(In reply to Markus Stange [:mstange] from comment #3)
(In reply to Glenn Watson [:gw] from comment #1)
Created attachment 9120387 [details]
Bug 1608741 - Fix reftest failures in DirectComposition mode with virtual surfaces.
In some cases, DC shows inaccuracies (pixel values might be off by
1 or 2) in reftests when virtual surfaces API is enabled. This is
due to the DC root visual having bilinear filtering enabled.
I wonder whether this is exacerbated by the large coordinates we use for virtual surfaces. It would be interesting to see if these artifacts happen less frequently with a smaller
For the remaining failures, do we know why these artifacts happen differently for the test and the reference? Do the two cases have different tile positions or tile opaqueness?

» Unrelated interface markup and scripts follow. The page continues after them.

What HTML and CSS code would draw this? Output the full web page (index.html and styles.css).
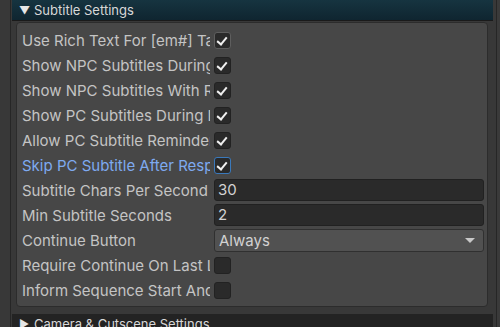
FILE: index.html
```html
<!DOCTYPE html>
<html lang="en">
<head>
    <meta charset="UTF-8">
    <title>Subtitle Settings</title>
    <link rel="stylesheet" href="styles.css">
</head>
<body>
    <div class="inspector">
        <div class="foldouts">
            <!-- Subtitle Settings -->
            <div class="foldout-header open">
                <span class="arrow">&#9660;</span>
                <span class="foldout-title">Subtitle Settings</span>
            </div>
            <div class="foldout-body">
                <div class="row">
                    <div class="label">Use Rich Text For [em#] Tags</div>
                    <div class="toggle hover checked"></div>
                </div>
                <div class="row">
                    <div class="label">Show NPC Subtitles During Line</div>
                    <div class="toggle checked"></div>
                </div>
                <div class="row">
                    <div class="label">Show NPC Subtitles With Responses</div>
                    <div class="toggle checked"></div>
                </div>
                <div class="row">
                    <div class="label">Show PC Subtitles During Line</div>
                    <div class="toggle checked"></div>
                </div>
                <div class="row">
                    <div class="label">Allow PC Subtitle Reminders</div>
                    <div class="toggle checked"></div>
                </div>
                <div class="row">
                    <div class="label focused">Skip PC Subtitle After Response Menu</div>
                    <div class="toggle focus checked"></div>
                </div>
                <div class="row">
                    <div class="label">Subtitle Chars Per Second</div>
                    <div class="text-field">30</div>
                </div>
                <div class="row">
                    <div class="label">Min Subtitle Seconds</div>
                    <div class="text-field">2</div>
                </div>
                <div class="row">
                    <div class="label">Continue Button</div>
                    <div class="dropdown">
                        <span>Always</span>
                        <span class="caret"></span>
                    </div>
                </div>
                <div class="row">
                    <div class="label">Require Continue On Last Line</div>
                    <div class="toggle"></div>
                </div>
                <div class="row">
                    <div class="label">Inform Sequence Start And End</div>
                    <div class="toggle"></div>
                </div>
            </div>

            <!-- Camera & Cutscene Settings -->
            <div class="foldout-header">
                <span class="arrow">&#9654;</span>
                <span class="foldout-title">Camera &amp; Cutscene Settings</span>
            </div>
        </div>
        <div class="scrollbar"></div>
    </div>
</body>
</html>
```

FILE: styles.css
```css
/* base */
html, body {
    margin: 0;
    padding: 0;
    width: 100%;
    height: 100%;
    background: #383838;
    font-family: Inter, "Noto Sans", sans-serif;
    font-size: 15px;
    color: #c4c4c4;
    overflow: hidden;
}

.inspector {
    display: flex;
    height: 100%;
    padding-left: 10px;
    box-sizing: border-box;
}

.foldouts {
    flex: 1;
    border-left: 1px solid #262626;
    padding-left: 1px;
}

.scrollbar {
    width: 3px;
    margin-left: 3px;
    border-left: 1px solid #262626;
    background: #3a3a3a;
}

/* foldout header */
.foldout-header {
    display: flex;
    align-items: center;
    height: 20px;
    border-bottom: 1px solid #1a1a1a;
    background: #232323;
    color: #d8d8d8;
    font-size: 13px;
}

.foldout-header.open {
    background: linear-gradient(#163440, #0f2530);
}

.arrow {
    width: 12px;
    margin-left: 7px;
    margin-right: 3px;
    font-size: 11px;
    color: #e6e6e6;
}

.foldout-title {
    white-space: nowrap;
}

/* foldout body */
.foldout-body {
    margin: 1px 5px 7px 4px;
    padding: 6px 3px 5px 5px;
    background: #474747;
    border: 1px solid #2c2c2c;
    border-radius: 4px;
    display: flex;
    flex-direction: column;
    gap: 3px;
}

.row {
    display: flex;
    align-items: center;
    height: 22px;
    gap: 4px;
}

.label {
    width: 188px;
    flex: none;
    white-space: nowrap;
    overflow: hidden;
}

.label.focused {
    color: #7eaaf0;
}

/* toggles */
.toggle {
    width: 15px;
    height: 15px;
    background: #2a2a2a;
    border: 1px solid #222;
    border-radius: 3px;
    position: relative;
}

.toggle.hover {
    border-color: #5e5e5e;
}

.toggle.focus {
    border-color: #3a79bb;
}

.toggle.checked::after {
    content: "";
    position: absolute;
    left: 4px;
    top: 2px;
    width: 4px;
    height: 8px;
    border: solid #f0f0f0;
    border-width: 0 2px 2px 0;
    transform: rotate(40deg);
}

/* fields */
.text-field {
    flex: 1;
    height: 20px;
    line-height: 20px;
    padding-left: 3px;
    background: #2a2a2a;
    border: 1px solid #212121;
    border-radius: 3px;
    color: #d2d2d2;
}

.dropdown {
    flex: 1;
    height: 21px;
    display: flex;
    align-items: center;
    justify-content: space-between;
    padding: 0 8px 0 4px;
    background: #515151;
    border: 1px solid #303030;
    border-radius: 3px;
    color: #d2d2d2;
}

.caret {
    width: 0;
    height: 0;
    border-left: 5px solid transparent;
    border-right: 5px solid transparent;
    border-top: 5px solid #c8c8c8;
}
```
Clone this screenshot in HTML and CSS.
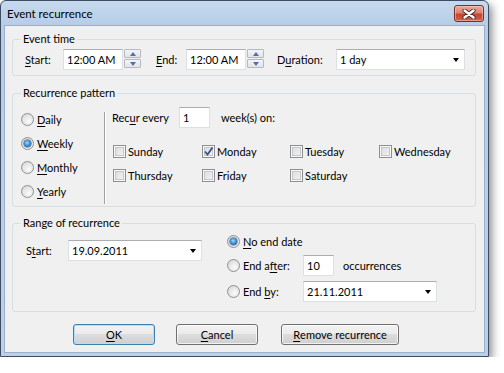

I think it's important to fix this rather than fuzzing it away. I would imagine that for example people who write layout reftests would be very confused if they needed to add fuzz to their test even if they use only graphics features that do not require fuzz traditionally. And worse, it would be a big waste of time if they started debugging the cause of the fuzz, only to find out that the tile content was perfectly fine but the failure was introduced at the OS compositing level.
VIRTUAL_OFFSET to a small number was the first thing I tried, and it had no effect, unfortunately (I tried 8192 and also 0). I also tried removing all the calls to
Trim which is the other virtual-surface-specific API that we use, and that had no effect either.
I suspect what is happening is that the tiles with valid pixels end up being at different locations within a surface (due to allocation patterns), and that texturing from those different UVs results in very slight inaccuracies in some cases. I suspect this because we see the exact same behavior in wrench with the texture cache on various rasterizers (we clear the texture cache between wrench tests to mitigate this).
Having said that, I totally agree that fuzzing is not desirable here. I'm going to spend another 1-2 days investigating it to try and determine the exact root cause - it might simply be that we're not correctly rounding a value passed to DC somewhere, or something like that, hopefully!